■ **TASK STATEMENT**
Tell me how many lines hold "screenshot", please, using only the number.

* Begin STORED DATA *

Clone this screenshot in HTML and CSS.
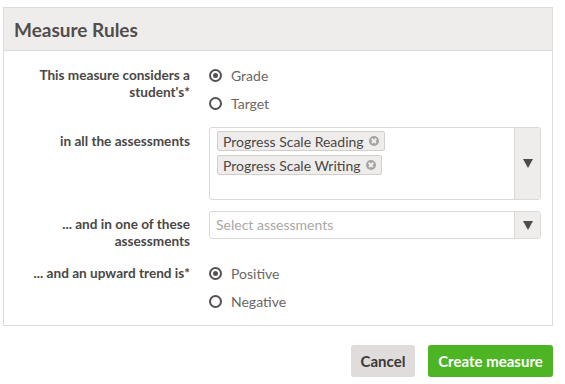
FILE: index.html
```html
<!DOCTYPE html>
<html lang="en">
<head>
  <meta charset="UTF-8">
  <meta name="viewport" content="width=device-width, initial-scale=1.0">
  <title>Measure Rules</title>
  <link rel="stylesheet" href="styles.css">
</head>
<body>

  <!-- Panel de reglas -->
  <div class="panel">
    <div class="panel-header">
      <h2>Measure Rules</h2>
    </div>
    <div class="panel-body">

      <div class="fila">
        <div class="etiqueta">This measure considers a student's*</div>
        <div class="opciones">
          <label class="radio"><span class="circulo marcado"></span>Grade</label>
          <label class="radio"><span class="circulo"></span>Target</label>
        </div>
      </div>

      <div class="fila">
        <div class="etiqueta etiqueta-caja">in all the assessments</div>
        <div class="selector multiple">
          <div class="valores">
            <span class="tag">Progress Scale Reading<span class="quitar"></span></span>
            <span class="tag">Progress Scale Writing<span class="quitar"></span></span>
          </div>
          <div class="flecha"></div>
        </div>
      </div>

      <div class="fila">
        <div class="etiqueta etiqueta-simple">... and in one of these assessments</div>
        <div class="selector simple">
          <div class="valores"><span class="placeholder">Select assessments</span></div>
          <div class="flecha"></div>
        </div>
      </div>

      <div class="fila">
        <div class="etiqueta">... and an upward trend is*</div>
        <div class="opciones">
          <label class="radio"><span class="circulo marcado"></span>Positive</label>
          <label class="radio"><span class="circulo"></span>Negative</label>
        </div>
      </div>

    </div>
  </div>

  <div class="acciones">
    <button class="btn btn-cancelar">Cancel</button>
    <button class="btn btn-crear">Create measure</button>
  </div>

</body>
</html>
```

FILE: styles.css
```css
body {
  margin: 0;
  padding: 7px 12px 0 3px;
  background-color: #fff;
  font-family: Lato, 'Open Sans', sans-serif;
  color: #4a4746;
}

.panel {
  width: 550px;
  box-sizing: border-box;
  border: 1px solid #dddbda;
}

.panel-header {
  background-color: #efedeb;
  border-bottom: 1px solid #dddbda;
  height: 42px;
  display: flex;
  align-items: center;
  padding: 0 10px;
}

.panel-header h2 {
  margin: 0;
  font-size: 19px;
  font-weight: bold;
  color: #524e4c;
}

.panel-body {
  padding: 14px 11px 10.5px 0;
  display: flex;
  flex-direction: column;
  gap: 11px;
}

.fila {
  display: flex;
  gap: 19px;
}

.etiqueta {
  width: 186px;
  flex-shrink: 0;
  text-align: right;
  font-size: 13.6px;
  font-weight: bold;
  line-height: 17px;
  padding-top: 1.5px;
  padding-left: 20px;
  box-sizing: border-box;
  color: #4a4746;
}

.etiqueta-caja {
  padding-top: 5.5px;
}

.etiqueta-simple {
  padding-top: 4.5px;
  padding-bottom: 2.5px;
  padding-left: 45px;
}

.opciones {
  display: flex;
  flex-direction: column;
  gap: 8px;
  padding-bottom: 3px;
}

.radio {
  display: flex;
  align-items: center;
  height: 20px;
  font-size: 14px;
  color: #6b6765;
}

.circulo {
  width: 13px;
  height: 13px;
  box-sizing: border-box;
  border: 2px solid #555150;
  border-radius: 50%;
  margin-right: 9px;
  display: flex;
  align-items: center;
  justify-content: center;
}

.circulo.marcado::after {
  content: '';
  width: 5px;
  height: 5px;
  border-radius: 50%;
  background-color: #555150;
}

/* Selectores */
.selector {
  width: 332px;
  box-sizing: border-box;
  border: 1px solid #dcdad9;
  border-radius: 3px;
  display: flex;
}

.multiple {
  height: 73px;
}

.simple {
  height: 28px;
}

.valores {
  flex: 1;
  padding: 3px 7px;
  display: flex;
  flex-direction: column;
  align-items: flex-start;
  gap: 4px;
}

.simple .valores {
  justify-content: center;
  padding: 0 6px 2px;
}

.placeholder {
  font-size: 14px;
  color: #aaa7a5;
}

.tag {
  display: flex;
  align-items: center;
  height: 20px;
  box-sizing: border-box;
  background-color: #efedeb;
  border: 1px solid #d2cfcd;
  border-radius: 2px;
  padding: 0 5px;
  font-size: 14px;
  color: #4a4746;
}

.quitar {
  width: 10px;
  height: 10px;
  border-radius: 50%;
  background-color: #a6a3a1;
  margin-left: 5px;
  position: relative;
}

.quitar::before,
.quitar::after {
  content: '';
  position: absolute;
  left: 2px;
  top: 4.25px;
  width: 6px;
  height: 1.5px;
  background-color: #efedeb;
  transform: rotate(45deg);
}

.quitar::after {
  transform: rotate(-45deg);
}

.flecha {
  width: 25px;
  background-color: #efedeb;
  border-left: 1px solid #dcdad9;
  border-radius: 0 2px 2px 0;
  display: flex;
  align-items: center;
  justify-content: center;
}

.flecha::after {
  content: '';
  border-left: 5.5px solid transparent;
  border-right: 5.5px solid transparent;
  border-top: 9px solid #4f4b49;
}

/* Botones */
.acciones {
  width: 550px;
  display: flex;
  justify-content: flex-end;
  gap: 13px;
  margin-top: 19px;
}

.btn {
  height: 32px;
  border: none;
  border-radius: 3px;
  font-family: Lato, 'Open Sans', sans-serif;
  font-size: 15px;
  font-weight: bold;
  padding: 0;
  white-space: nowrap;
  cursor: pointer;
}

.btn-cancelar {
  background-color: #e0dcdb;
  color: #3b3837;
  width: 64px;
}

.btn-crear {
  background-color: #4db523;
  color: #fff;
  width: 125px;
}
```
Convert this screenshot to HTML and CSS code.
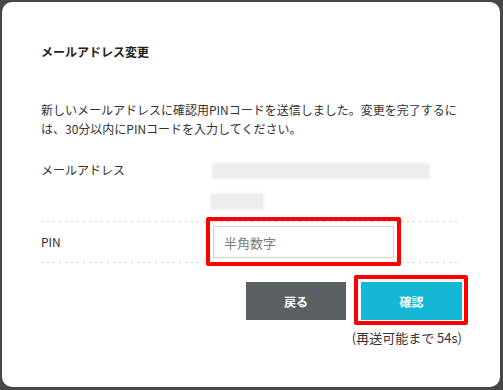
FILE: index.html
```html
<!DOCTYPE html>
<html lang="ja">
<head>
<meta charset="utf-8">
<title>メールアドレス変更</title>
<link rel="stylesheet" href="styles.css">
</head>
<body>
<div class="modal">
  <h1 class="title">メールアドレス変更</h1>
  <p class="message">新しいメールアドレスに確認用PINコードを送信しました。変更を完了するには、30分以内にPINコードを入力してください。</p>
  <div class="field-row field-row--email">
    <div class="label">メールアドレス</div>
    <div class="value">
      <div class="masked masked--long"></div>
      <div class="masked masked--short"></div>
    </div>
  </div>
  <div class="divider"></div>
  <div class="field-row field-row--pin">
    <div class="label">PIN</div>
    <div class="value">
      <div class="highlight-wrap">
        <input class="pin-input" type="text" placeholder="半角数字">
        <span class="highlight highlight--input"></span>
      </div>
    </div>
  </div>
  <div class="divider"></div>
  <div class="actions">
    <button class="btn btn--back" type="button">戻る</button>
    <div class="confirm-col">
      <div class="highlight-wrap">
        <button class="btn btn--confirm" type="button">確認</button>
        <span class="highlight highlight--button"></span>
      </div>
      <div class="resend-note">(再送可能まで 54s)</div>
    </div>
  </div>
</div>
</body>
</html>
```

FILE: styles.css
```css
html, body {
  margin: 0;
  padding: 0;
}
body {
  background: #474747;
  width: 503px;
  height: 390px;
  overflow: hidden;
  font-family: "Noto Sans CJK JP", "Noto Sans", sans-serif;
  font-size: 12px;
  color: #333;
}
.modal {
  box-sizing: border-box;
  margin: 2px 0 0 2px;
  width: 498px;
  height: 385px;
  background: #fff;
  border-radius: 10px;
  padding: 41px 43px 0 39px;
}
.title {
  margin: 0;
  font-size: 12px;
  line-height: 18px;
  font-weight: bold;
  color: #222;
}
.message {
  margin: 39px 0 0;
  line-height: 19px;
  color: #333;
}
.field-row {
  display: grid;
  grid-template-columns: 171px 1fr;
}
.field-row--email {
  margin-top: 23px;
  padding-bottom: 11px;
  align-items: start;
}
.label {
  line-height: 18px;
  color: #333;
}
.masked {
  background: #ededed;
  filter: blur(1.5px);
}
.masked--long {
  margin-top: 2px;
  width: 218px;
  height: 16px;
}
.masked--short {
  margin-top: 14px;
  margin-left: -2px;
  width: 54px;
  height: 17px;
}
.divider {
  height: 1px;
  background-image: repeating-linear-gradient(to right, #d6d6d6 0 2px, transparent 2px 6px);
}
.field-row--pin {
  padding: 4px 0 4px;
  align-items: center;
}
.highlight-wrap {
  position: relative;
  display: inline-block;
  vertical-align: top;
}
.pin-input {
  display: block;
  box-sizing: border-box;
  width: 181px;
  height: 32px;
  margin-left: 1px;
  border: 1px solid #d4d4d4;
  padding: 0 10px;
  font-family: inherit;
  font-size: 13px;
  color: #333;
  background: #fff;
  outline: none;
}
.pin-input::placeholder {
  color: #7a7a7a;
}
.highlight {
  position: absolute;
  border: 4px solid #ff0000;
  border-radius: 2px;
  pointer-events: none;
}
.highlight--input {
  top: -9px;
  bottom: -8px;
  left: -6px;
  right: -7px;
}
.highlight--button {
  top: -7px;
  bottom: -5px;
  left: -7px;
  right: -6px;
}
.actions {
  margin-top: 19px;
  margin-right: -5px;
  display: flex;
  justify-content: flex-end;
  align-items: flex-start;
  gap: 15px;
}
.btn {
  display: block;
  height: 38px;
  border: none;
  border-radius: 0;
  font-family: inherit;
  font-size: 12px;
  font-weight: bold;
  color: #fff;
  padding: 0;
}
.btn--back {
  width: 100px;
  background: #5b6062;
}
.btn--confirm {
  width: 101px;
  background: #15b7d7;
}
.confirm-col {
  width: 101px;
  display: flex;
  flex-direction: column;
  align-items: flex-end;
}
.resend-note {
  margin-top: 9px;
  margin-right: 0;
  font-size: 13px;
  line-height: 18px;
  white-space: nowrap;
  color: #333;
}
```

* End STORED DATA *

■ **ANSWER IN FULL**
2